The Wiener Festwochen (Vienna Festival Weeks) is held annually in May and June over the course of five weeks in the Austrian capital of Vienna. The stated mission of the festival is to select works of music, visual art and performing arts that hold a strong relevance to contemporary society, whilst adhering to the highest aesthetic standards. Tomas Zierhofer-Kin, who has taken over the directorship of the festival beginning last year, has offered the promise for a more accessible festival, stating, “My goal is to present not just art that attacks the local bourgeois, but art that extends a helping hand to many.”

This year the festival will feature 30 works, under the theme “Fragile Democracy,” focusing on works that contemplate such darker emotions as “anxiety” and “fear” as can be felt across the world today, as well as the impacts that they may have on individuals and on society. Larger featured productions include Tiefer Schweitzer: A Holding Center, a work of music theater by Christoph Marthaler in which government officials carry out a “Kafka-esque” debate about an island on a lake that is being overrun by refugees, as well as a theater version of The Virgin Suicides, adapted into film by Sophia Coppola approximately 20 years ago, by Suzan Kennedy, associate artist at the renewed Volksbühne in Berlin. Also to be featured is an exploration of social psychology created through a collaboration with 15 youths titled Crowd, by choreographer Gisèle Vienne, who has also presented works frequently in Japan.

In their work Kamp, the Hotel Modern Theater Company of Rotterdam creates a miniature of the Auschwitz concentration camp on stage.

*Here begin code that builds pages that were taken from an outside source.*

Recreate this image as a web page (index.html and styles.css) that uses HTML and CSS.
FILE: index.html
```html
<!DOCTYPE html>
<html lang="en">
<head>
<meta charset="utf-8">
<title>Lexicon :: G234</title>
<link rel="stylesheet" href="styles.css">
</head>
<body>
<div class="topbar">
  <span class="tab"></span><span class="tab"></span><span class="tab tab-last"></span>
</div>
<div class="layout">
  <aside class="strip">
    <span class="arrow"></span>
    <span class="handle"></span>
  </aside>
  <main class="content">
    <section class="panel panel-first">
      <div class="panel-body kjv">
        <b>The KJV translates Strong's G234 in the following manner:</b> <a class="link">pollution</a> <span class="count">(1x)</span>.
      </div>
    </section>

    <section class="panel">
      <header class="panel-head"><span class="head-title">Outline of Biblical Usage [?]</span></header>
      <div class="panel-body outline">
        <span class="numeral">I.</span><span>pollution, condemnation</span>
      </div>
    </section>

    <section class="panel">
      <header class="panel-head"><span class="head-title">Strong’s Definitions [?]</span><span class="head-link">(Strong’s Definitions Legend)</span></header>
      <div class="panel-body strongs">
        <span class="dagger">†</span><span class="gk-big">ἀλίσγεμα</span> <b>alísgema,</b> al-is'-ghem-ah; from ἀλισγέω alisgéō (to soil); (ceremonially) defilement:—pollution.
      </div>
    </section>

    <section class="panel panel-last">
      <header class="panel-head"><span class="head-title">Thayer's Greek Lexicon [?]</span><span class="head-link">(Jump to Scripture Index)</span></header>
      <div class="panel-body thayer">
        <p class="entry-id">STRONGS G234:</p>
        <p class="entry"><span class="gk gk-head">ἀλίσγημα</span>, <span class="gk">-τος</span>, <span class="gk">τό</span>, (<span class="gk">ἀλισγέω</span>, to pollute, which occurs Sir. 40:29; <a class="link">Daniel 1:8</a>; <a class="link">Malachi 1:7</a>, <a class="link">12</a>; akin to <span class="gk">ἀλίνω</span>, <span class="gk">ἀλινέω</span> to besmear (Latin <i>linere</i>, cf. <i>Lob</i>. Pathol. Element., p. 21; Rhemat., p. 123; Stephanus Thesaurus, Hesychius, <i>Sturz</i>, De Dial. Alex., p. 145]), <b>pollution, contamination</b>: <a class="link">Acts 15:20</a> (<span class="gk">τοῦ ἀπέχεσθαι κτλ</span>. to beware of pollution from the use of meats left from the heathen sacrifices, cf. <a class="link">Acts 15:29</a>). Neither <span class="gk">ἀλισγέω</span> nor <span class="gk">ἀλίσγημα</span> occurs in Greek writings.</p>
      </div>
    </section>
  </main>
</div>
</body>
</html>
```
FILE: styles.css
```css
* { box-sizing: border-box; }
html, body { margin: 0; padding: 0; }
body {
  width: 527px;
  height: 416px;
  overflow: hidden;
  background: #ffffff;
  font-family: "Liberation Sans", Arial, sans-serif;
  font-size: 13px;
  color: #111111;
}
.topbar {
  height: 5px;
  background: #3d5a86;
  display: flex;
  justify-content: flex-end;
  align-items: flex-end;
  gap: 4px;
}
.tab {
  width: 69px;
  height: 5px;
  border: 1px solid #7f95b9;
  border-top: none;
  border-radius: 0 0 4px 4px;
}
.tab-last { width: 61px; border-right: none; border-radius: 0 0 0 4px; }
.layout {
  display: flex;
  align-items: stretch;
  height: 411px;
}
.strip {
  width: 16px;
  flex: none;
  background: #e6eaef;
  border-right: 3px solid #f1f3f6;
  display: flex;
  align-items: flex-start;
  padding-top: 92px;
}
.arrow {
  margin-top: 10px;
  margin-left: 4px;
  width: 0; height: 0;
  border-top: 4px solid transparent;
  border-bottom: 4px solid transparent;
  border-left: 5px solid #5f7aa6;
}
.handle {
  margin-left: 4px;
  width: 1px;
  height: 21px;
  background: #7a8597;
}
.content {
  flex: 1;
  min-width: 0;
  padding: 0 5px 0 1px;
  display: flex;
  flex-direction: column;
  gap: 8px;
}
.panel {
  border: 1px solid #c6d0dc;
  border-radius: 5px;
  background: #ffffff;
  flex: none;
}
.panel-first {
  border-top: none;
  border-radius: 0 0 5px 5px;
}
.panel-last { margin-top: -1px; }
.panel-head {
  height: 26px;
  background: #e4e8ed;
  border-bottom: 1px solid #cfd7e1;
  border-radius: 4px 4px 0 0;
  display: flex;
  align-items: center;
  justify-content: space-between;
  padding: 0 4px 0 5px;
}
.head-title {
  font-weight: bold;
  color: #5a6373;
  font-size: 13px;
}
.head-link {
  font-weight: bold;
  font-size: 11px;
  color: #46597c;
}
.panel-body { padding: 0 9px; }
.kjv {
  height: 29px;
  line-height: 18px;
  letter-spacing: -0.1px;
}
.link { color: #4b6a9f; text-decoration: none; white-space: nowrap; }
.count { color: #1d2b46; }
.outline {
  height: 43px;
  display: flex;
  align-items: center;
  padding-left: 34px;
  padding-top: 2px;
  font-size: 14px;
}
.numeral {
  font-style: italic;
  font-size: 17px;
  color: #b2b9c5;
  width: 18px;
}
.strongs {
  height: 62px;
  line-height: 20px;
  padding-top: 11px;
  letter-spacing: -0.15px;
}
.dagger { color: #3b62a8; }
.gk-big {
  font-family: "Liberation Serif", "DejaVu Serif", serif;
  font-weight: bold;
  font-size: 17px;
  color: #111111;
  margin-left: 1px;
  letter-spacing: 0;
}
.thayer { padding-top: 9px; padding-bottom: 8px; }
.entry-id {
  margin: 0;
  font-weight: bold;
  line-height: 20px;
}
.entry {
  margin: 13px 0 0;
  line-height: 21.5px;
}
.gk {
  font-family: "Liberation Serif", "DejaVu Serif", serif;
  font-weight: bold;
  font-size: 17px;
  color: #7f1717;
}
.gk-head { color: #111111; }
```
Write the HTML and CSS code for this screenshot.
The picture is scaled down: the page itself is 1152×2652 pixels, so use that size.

The work is contemplative in nature, with three performers using miniature figures on stage as they attempt to determine the causes of one of the world’s greatest atrocities, while simultaneously filming the figure-acting. Markus Öhrn will present the world premier of his work Domestic Violence Vienna, based on the “Fritzl case,” in which Austrian Elisabeth Fritzl was confined to her father’s home and sexually abused by him for 24 years. Jean Michel Bruyère will be presenting his new work L’Habitude (Habit), inspired by the Black Panthers, integral players in the American Civil Rights movement. Finally from Asia, choreographer Ong Kensen, celebrated in his native Singapore, will present his collaborative work with actors of the National Theater Company of Korea in Trojan Women.

Festival Outline
This is an international festival held since 1951 each May and June in Vienna on the largest scale of any Austrian festival. The venues include the Museums Quartier, Theater an der Wien, Wiener Konzerthaus and the Schauspielhaus, as well as locations like markets and squares around the city, making virtually the entire city the festival’s stage. The programming features operas and performing arts from around the world with leading directors, conductors and orchestras providing the latest in performing arts, consisting of works in both classical styles and the newest productions, along with contemporary works in new staging. From Japan, artists including potudo-ru and Akira Takayama have participated in the past.